DATA SUPPLIED>
begin

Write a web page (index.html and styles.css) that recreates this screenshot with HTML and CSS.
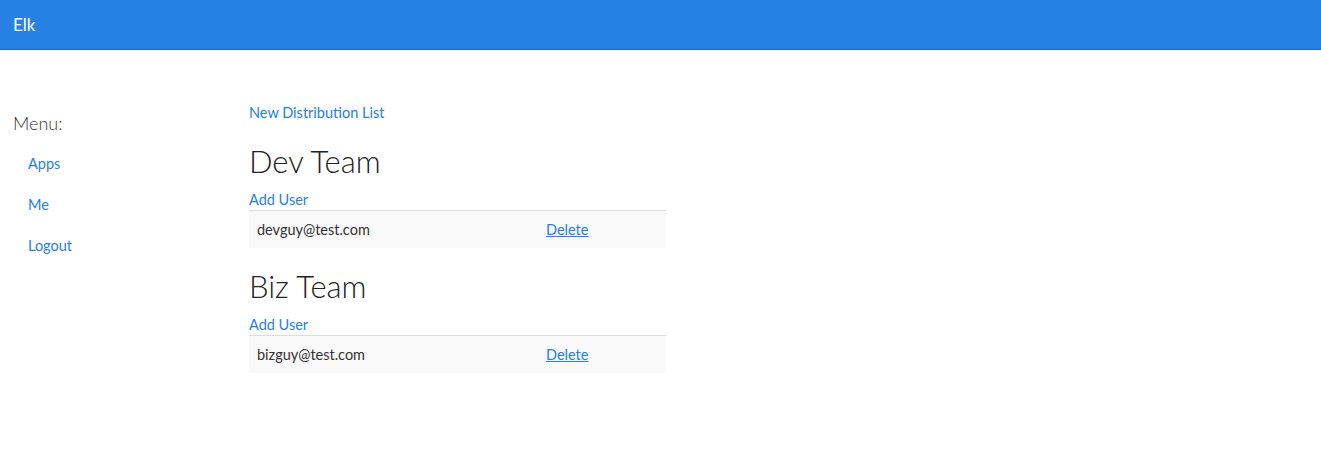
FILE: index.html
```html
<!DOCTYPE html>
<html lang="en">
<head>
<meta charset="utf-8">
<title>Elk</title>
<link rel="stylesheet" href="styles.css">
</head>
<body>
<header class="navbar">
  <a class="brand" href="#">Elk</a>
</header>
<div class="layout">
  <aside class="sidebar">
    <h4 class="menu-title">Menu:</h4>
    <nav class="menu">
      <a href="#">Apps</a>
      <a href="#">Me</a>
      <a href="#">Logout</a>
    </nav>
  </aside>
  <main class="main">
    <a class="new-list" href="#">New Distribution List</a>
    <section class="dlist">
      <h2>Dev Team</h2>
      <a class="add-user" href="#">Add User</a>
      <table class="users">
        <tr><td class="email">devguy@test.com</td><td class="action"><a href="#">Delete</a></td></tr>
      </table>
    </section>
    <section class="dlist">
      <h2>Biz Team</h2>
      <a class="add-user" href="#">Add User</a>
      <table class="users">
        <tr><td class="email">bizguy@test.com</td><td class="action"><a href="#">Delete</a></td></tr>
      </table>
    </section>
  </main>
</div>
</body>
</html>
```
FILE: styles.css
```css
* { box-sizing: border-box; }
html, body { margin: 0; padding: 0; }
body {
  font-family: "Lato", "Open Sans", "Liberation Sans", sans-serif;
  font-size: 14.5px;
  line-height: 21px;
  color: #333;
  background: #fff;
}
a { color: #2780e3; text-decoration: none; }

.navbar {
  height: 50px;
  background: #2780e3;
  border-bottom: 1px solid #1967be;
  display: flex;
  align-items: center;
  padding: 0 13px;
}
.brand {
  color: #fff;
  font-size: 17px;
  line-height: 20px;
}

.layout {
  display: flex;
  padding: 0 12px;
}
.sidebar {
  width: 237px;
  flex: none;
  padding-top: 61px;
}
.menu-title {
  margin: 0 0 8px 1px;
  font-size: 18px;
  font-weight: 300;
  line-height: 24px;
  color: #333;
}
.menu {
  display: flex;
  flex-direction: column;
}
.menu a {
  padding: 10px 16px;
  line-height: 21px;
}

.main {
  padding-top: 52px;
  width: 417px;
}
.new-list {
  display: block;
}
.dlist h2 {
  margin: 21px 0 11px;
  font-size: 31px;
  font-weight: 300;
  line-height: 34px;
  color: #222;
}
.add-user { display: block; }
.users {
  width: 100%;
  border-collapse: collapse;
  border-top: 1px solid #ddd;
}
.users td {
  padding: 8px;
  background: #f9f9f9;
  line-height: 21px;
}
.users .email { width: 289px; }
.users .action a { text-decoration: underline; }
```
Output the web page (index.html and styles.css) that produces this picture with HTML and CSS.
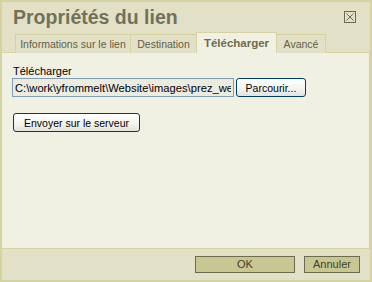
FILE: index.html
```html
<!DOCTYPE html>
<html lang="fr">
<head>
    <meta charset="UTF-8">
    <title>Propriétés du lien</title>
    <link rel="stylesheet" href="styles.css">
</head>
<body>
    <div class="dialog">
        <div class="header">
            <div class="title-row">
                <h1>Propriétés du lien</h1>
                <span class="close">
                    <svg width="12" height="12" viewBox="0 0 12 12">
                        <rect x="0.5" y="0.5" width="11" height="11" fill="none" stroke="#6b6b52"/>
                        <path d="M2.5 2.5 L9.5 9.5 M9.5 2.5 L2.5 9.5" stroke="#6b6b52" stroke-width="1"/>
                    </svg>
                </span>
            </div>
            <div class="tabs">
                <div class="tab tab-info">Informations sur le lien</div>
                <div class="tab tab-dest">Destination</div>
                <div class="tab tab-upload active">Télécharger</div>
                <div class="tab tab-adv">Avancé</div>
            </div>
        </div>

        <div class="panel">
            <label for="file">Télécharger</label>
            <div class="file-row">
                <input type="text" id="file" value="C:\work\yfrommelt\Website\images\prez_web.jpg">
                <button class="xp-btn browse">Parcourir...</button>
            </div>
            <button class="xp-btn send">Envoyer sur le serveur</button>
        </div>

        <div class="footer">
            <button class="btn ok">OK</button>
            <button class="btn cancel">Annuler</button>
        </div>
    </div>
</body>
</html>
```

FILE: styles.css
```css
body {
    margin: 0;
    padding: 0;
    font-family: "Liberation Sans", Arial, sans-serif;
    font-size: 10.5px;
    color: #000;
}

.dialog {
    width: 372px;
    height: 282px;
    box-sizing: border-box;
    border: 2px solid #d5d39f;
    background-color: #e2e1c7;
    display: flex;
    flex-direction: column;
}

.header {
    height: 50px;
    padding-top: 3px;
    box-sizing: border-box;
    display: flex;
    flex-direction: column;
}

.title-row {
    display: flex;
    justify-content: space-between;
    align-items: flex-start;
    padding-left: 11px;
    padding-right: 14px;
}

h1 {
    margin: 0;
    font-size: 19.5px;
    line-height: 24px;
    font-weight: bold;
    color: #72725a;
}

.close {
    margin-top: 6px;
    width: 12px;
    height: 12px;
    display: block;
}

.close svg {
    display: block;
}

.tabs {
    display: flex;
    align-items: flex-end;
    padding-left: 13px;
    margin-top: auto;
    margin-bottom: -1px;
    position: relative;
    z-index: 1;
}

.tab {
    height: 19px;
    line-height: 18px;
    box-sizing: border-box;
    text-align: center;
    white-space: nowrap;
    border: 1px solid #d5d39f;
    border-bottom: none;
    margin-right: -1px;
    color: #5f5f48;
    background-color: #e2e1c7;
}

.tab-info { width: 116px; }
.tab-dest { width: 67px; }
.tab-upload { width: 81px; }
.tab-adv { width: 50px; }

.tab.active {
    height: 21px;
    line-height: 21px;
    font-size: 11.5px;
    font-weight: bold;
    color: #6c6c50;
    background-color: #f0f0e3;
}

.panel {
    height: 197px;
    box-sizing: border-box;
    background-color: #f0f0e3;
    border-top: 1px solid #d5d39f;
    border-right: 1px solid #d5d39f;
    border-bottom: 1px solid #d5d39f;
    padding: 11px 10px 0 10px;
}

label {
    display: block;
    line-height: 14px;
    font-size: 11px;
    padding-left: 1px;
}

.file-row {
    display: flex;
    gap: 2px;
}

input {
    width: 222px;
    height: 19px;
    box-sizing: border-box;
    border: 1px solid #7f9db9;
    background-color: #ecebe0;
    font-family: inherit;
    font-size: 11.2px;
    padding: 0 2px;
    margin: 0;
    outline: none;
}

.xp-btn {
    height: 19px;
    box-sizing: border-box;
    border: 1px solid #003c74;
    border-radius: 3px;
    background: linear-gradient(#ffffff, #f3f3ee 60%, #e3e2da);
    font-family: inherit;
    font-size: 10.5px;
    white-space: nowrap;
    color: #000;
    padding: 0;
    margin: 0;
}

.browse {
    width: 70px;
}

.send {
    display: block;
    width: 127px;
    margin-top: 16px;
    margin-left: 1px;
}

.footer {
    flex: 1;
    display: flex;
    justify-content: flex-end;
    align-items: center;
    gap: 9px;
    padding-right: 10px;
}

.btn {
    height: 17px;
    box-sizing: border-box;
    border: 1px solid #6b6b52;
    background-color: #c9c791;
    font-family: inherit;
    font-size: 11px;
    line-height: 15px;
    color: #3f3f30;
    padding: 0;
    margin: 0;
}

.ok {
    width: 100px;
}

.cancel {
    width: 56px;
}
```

end

PROBLEM TO SOLVE> Find the word "this" in the data and show each line that holds it.

FULL RESPONSE>
Write a web page (index.html and styles.css) that recreates this screenshot with HTML and CSS.
Output the web page (index.html and styles.css) that produces this picture with HTML and CSS.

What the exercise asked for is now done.